Apart from Burke, who makes high D whistles with a thumb hole for C nat?

Cheers

Two other makers that I know have offered the thumbhole are Hans Bracker and Colin Goldie. Both make very good whistles IMO.

Hans’ website: http://bracker.co/music

Goldie’s: http://www.colingoldie.de

Other makers may well do the same if you inquire with them.

I have a few Burkes that have the added thumbhole. The tuning and clarity of flatted 7th note is great on them. But I generally don’t use them like that. I cover the holes with tape. Half-holing or cross-fingering works well on the Burkes without the extra hole. YMMV.

Feadoggie

I know that Roy McManus has made whistles with Cnat thumb holes.

Actually, if you have a cheapy whistle,why not try putting your own thumb hole.
Start with a hole of about 3mm halfway below & between the A and B holes and increase to tune.
If its not great,just tape it up.

I’d think a hole between the C# (TH1) and B (TH2) holes might get a better C natural. :wink: :wink:

Yeah, that whole terminology thing. So annoying.

Apologies,I was only trying to help.
Just to clarify,i indeed meant to place the new hole between the 1st and 2nd holes down from the fipple end.

Don’t Rec…rs often have a split hole with two small holes side by side. You can cover both easily with a finger or just one. Not recommending for whistles that you do that, but observing a fact.

Sure. That’s done on some whistles too. I assume the OP was looking for a thumb-hole for the C natural note. Double holes usually do not apply to that note on a chromatic whistle. It still gets cross-fingered or half-holed.

You mean recorders?

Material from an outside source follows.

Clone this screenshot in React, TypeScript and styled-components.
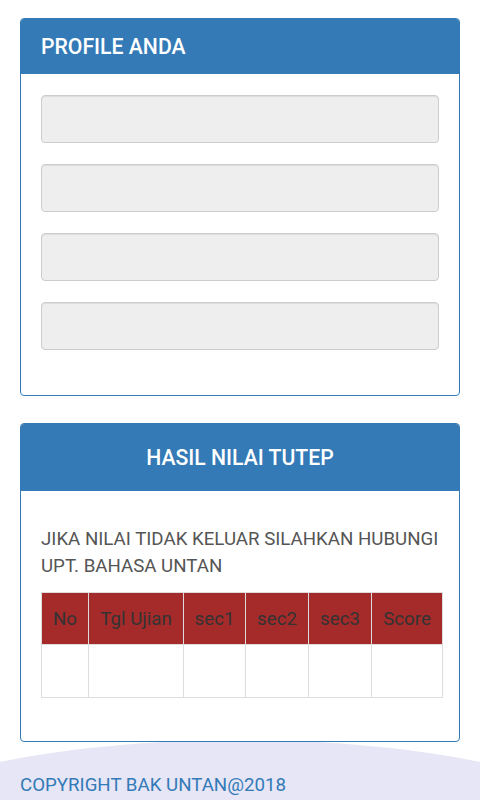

Say recorders!

Gary Humphrey will do one like that if you like.

I make one.

Most makers can do it if you ask.

But it’s the whistle forum! You can’t say the R word in here!

Feadoggie,

That is a beautiful instrument !

Was it a custom request or an at-one-time regular item.

trill

Trill, the photo is one I snatched from the Sweetheart website. It is a standard offering I believe.
http://www.sweetheartflute.com/whistle10.html
It was the first photo I could locate with double holes. The shop foreman at Sweetheart, Joseph Mourneault, also makes whistles under his own name. He seems to be producing a couple of different hole patterns for chromatic whistles.

and there is this one too.

The use of the double holes goes go back in history. While common today on the lower two positions of the recorder with “baroque” fingering, as LI Whistler pointed out, those holes would have been larger single holes on flutes made in that era. The practice of using double holes was employed on some flutes and fifes in the 18th and 19th century, particularly in France AFAIK. So it is a potential solution/method for makers to keep in mind.

Feadoggie

Yeah, i have a Humphrey D plus (D whistle with the extra hole). He did it impeccably of course, but it turns out I don’t like it and don’t use that tube… when he made mine, the head from the D+ would also fit on a C tube, so I bought the combo. I just use it as my regular C whistle though. Should probably sell the other tube to someone who would use it.